Copy each line that contains the word "full".

**** MATERIAL SUPPLIED

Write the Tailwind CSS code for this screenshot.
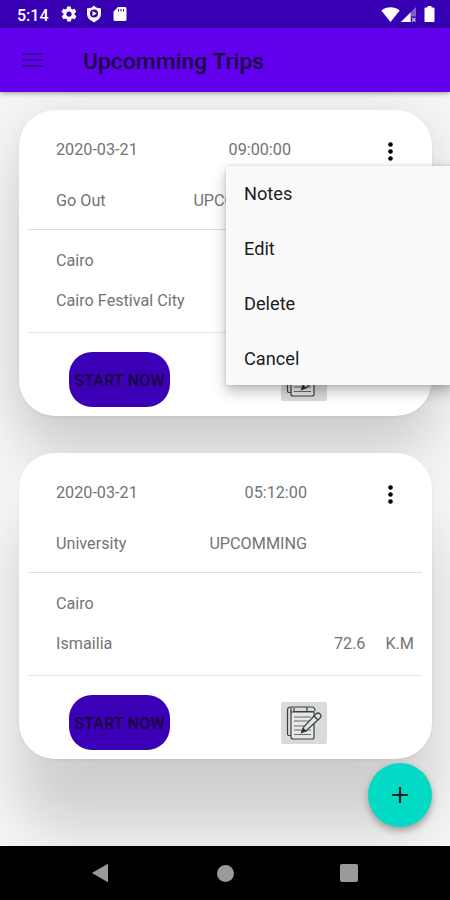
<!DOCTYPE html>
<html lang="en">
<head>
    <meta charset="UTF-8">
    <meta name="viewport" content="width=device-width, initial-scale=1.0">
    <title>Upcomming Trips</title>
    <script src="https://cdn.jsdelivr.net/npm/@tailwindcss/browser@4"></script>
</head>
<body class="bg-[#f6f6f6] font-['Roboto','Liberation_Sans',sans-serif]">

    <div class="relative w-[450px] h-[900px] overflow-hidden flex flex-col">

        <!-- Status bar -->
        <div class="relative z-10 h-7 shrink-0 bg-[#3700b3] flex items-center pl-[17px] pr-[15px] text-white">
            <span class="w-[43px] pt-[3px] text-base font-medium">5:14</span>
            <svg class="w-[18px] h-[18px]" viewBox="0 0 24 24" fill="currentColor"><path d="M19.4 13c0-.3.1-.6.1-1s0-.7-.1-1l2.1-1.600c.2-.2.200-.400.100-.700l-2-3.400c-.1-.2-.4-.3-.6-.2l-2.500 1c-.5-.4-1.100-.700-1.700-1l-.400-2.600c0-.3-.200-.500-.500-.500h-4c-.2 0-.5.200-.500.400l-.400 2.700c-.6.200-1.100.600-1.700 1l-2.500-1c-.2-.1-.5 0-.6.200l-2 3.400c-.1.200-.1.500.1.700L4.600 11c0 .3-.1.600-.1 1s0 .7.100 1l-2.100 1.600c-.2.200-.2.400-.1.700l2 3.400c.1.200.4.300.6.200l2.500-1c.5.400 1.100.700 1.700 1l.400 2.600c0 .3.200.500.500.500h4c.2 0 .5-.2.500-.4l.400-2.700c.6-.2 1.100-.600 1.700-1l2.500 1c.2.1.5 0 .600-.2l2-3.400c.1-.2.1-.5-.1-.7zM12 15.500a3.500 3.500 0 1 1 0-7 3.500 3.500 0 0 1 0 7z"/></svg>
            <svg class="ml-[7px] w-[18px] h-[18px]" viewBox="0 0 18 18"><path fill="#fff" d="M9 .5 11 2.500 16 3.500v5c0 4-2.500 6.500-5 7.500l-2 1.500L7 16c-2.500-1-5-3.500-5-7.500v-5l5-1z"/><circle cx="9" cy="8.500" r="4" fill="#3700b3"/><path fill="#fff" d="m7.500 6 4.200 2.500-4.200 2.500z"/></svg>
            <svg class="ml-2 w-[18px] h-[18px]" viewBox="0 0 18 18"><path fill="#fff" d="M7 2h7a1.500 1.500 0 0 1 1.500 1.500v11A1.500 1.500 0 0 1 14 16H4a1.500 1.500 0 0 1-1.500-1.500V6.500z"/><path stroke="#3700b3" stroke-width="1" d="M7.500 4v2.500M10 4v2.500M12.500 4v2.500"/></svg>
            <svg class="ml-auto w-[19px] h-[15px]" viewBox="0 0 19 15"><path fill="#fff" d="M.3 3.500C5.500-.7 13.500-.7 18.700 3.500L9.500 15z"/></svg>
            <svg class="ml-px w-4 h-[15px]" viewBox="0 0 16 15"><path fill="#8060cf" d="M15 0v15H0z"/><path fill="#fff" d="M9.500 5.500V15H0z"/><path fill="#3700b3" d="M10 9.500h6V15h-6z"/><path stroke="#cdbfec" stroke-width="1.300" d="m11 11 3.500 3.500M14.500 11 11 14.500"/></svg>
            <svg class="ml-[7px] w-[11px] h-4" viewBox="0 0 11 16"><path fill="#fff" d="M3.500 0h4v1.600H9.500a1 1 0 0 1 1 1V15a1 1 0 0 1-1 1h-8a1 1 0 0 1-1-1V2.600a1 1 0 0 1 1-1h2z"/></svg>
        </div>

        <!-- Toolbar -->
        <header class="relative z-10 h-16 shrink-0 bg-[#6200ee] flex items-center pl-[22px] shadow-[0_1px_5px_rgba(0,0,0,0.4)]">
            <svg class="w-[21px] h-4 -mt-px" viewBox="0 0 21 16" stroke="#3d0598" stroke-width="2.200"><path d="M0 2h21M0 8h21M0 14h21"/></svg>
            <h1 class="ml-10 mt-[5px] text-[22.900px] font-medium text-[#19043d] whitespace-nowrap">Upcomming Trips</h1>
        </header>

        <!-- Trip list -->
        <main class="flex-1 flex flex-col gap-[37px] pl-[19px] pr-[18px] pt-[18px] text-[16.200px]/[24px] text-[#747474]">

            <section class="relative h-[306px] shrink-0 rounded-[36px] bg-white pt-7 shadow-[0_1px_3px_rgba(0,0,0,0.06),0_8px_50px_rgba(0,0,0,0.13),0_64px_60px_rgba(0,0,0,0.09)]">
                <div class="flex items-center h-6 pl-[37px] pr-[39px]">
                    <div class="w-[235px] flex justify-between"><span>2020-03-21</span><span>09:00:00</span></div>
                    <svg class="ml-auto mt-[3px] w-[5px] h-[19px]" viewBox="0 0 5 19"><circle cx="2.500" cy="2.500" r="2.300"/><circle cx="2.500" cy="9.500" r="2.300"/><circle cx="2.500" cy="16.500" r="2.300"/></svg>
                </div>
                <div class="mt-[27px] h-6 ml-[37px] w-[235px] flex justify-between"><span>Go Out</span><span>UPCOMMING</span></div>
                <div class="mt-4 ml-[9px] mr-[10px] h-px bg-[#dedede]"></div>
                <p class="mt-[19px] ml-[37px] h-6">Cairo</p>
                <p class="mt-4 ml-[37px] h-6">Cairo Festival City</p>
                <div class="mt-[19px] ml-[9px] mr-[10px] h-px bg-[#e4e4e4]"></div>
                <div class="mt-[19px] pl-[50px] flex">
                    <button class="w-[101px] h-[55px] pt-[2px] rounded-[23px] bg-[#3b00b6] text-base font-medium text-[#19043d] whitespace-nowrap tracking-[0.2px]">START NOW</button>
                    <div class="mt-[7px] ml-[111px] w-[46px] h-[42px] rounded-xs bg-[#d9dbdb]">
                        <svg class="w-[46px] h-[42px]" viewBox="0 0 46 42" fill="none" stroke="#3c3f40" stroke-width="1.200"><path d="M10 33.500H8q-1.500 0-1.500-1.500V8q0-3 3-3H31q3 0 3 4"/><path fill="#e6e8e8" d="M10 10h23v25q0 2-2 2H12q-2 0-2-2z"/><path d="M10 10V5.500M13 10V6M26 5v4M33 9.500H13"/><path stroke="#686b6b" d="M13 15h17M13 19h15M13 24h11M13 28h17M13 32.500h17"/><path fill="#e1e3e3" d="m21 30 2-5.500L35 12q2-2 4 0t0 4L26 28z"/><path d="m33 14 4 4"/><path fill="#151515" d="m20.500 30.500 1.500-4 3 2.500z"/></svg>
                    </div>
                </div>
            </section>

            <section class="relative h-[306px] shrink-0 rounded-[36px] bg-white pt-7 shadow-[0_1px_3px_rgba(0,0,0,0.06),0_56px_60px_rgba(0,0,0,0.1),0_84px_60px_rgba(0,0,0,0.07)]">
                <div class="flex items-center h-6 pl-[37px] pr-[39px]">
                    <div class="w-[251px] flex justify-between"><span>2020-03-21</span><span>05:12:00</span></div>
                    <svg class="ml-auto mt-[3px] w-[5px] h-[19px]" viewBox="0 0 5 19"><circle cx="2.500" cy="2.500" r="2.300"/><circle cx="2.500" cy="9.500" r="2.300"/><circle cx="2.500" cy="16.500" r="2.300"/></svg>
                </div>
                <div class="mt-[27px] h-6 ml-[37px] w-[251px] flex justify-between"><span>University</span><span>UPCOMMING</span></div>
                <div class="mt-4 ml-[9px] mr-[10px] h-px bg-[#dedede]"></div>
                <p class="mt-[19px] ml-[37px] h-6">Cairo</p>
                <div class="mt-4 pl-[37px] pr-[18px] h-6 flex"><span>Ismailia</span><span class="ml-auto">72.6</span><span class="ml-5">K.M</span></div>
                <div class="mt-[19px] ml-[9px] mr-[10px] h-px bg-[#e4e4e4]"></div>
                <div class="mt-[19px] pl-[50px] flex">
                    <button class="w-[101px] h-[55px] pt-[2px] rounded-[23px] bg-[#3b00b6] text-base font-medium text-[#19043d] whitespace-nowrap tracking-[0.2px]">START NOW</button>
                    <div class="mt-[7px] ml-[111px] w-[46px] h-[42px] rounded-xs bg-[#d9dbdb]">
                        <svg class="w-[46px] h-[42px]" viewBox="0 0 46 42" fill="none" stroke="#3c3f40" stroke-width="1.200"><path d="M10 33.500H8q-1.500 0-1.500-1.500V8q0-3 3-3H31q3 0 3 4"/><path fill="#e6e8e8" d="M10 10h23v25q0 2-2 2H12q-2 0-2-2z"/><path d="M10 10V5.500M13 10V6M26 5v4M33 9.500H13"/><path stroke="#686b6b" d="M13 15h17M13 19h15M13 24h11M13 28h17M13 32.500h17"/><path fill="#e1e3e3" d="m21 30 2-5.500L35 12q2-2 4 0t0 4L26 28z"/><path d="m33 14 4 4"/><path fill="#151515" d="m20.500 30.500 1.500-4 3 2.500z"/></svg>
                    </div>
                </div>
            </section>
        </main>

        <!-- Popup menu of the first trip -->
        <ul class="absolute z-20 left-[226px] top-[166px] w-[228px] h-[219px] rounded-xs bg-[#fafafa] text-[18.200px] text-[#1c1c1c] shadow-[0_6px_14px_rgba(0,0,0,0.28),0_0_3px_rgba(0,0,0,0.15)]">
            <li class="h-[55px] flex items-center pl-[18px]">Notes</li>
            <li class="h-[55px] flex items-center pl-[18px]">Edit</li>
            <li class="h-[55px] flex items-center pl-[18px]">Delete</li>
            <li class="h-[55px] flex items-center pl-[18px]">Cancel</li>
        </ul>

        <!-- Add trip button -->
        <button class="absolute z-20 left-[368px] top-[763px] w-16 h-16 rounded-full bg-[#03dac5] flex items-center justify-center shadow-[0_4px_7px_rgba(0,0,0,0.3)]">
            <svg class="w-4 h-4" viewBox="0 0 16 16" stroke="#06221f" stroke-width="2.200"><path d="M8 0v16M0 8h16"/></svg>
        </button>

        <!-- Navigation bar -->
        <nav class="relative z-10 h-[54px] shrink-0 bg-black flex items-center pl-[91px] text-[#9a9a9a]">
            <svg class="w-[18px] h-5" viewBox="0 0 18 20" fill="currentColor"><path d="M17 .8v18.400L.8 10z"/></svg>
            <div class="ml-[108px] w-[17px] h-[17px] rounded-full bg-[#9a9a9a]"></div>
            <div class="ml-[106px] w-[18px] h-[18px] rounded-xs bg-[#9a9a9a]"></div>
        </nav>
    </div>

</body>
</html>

********
**** MATERIAL SUPPLIED

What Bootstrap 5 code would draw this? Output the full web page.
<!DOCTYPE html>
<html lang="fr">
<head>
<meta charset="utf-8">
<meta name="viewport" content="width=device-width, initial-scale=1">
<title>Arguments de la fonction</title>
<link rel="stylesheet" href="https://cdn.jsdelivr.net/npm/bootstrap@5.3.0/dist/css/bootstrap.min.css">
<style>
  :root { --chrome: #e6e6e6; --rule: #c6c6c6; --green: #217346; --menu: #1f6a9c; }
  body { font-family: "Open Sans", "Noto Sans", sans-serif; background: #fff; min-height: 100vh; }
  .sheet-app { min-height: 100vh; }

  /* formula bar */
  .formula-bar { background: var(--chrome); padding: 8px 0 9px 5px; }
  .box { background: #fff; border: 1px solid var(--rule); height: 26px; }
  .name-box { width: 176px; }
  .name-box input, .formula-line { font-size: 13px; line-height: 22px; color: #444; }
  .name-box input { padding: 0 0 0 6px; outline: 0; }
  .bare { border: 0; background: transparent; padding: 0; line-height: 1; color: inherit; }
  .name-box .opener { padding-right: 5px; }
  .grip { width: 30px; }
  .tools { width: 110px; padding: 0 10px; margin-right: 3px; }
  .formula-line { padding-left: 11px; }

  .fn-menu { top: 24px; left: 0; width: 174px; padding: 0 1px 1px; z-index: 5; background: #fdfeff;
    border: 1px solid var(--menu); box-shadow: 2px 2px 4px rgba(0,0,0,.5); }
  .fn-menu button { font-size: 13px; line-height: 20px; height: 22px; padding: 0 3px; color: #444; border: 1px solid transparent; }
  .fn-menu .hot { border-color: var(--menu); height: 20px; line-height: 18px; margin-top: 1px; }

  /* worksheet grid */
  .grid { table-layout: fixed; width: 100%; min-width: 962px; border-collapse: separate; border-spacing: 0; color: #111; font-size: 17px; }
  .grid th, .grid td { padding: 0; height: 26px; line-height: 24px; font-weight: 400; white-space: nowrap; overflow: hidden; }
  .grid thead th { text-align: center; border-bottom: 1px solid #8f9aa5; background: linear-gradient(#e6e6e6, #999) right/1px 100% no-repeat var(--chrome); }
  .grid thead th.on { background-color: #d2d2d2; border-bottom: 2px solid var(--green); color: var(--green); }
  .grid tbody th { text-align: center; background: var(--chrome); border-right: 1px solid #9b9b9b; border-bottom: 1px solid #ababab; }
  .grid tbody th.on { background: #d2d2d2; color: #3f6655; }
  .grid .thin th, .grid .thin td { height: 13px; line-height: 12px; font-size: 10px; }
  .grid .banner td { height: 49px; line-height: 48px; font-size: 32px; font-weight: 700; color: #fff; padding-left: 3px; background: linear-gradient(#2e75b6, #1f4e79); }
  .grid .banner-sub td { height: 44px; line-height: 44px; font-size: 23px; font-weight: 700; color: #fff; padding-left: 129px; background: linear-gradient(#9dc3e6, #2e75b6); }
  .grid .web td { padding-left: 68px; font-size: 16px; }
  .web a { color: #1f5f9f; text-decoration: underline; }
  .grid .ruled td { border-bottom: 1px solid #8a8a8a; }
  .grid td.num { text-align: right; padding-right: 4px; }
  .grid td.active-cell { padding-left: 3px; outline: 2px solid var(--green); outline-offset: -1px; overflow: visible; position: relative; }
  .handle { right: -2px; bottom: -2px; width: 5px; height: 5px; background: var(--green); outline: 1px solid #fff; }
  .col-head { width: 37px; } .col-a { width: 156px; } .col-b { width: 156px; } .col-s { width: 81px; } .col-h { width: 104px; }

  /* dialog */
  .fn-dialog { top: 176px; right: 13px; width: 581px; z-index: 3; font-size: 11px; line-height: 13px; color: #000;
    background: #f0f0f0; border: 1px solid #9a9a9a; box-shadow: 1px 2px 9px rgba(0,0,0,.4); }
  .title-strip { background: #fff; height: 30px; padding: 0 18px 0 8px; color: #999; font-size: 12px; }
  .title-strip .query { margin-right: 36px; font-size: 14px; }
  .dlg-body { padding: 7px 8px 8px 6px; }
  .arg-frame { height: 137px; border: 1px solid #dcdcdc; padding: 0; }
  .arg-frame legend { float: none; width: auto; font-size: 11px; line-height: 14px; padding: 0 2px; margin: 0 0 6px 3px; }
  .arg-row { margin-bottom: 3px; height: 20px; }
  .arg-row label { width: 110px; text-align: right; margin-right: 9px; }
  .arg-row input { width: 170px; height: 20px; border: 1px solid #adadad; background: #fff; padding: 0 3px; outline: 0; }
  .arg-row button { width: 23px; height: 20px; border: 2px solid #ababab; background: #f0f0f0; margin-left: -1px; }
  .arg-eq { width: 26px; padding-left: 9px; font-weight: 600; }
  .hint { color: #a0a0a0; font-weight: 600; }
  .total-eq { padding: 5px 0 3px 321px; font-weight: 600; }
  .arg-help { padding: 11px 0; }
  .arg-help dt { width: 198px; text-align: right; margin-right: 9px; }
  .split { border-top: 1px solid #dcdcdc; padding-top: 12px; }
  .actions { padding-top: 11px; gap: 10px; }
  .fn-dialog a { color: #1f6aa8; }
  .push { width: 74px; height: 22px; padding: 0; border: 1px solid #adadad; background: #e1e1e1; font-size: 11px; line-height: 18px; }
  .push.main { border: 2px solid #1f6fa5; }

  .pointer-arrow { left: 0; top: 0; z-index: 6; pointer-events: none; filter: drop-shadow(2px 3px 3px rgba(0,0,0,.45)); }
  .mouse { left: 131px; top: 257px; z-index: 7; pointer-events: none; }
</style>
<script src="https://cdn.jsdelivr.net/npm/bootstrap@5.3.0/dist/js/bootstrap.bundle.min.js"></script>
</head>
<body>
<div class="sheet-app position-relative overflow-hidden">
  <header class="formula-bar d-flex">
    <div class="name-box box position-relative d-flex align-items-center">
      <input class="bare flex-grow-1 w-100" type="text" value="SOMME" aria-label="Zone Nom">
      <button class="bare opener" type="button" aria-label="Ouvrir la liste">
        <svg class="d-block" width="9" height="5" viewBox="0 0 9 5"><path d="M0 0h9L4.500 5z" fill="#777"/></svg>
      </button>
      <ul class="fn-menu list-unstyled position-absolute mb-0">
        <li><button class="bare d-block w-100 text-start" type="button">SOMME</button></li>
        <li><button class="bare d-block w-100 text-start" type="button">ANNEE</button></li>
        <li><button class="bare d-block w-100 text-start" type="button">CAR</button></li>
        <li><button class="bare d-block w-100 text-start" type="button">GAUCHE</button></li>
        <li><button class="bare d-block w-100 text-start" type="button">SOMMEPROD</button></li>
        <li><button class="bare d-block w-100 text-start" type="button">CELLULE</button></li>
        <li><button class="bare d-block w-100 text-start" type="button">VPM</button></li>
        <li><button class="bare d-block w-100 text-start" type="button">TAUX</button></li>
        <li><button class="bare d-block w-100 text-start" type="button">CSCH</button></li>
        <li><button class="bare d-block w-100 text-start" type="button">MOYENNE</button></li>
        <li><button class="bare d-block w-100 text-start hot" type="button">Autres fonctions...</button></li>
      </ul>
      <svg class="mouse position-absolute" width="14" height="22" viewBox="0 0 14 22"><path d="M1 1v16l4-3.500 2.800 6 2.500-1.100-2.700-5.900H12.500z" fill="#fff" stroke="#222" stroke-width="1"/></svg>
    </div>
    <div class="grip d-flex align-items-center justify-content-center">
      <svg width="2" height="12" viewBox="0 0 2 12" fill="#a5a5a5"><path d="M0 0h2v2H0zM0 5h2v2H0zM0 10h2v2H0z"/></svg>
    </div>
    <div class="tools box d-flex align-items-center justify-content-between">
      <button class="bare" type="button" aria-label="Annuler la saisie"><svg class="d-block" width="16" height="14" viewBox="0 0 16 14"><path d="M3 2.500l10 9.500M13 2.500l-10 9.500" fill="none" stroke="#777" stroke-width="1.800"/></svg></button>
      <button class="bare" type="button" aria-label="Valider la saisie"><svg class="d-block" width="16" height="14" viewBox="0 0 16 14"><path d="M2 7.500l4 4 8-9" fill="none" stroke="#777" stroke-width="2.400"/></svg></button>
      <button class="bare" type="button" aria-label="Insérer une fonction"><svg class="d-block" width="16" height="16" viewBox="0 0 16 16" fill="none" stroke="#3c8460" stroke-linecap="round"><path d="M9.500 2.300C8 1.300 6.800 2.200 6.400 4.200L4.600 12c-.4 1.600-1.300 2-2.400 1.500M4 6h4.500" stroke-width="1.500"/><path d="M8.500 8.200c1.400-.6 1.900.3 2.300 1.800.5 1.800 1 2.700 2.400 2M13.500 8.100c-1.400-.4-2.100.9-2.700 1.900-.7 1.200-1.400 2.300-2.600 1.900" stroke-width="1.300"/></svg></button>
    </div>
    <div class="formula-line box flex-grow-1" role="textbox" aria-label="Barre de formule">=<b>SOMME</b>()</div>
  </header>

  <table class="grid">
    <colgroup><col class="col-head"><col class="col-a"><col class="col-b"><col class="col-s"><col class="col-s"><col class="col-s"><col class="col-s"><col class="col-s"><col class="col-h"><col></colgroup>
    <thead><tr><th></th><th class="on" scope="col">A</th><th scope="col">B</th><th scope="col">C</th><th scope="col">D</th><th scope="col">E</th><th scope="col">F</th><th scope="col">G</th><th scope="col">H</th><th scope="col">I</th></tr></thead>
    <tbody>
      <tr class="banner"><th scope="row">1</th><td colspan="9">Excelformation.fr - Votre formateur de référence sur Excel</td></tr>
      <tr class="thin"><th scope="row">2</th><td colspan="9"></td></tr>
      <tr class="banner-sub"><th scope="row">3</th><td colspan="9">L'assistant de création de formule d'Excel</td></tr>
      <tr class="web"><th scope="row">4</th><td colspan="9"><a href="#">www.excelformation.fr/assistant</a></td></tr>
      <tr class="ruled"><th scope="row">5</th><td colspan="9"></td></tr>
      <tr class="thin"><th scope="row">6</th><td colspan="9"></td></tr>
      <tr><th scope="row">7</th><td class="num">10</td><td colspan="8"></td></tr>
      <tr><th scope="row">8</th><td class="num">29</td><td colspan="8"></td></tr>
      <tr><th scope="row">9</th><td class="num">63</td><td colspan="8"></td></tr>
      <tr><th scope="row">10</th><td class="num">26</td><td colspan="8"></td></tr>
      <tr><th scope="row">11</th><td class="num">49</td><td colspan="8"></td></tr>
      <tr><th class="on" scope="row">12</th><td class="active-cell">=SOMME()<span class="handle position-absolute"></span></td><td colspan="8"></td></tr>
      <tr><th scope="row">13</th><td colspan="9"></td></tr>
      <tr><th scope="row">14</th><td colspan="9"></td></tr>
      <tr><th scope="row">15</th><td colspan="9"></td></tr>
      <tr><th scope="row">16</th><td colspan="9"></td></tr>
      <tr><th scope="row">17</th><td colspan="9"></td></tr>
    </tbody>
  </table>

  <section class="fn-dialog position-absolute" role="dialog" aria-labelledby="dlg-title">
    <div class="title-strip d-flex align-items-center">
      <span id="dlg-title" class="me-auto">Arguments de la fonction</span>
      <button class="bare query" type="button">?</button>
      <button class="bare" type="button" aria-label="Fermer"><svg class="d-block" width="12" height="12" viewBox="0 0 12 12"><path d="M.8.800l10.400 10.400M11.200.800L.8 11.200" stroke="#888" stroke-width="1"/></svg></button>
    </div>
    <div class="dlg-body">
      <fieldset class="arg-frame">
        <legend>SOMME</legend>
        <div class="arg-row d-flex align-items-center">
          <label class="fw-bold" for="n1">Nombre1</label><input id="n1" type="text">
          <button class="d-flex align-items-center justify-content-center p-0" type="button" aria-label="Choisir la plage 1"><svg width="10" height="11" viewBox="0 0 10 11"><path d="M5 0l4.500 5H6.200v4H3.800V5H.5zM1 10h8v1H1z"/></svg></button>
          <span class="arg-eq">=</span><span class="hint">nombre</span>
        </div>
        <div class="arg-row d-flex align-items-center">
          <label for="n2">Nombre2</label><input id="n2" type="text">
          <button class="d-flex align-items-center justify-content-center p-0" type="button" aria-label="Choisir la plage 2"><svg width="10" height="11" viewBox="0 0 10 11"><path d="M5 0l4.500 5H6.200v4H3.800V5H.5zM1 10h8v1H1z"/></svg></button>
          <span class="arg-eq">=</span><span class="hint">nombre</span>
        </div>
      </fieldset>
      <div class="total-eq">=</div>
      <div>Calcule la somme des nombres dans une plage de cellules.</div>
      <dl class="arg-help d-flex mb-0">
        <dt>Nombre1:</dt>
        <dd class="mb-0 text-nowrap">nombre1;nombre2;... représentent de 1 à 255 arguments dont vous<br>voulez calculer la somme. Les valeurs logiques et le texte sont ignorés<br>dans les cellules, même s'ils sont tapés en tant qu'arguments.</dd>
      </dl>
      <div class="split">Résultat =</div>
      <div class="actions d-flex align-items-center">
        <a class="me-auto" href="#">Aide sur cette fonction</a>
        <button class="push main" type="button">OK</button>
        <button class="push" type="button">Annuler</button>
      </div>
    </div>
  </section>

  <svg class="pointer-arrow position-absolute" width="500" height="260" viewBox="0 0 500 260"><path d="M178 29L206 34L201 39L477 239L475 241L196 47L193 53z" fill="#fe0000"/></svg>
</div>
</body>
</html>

********

## RESPONSE
        <button class="absolute z-20 left-[368px] top-[763px] w-16 h-16 rounded-full bg-[#03dac5] flex items-center justify-center shadow-[0_4px_7px_rgba(0,0,0,0.3)]">
            <div class="ml-[108px] w-[17px] h-[17px] rounded-full bg-[#9a9a9a]"></div>
What Bootstrap 5 code would draw this? Output the full web page.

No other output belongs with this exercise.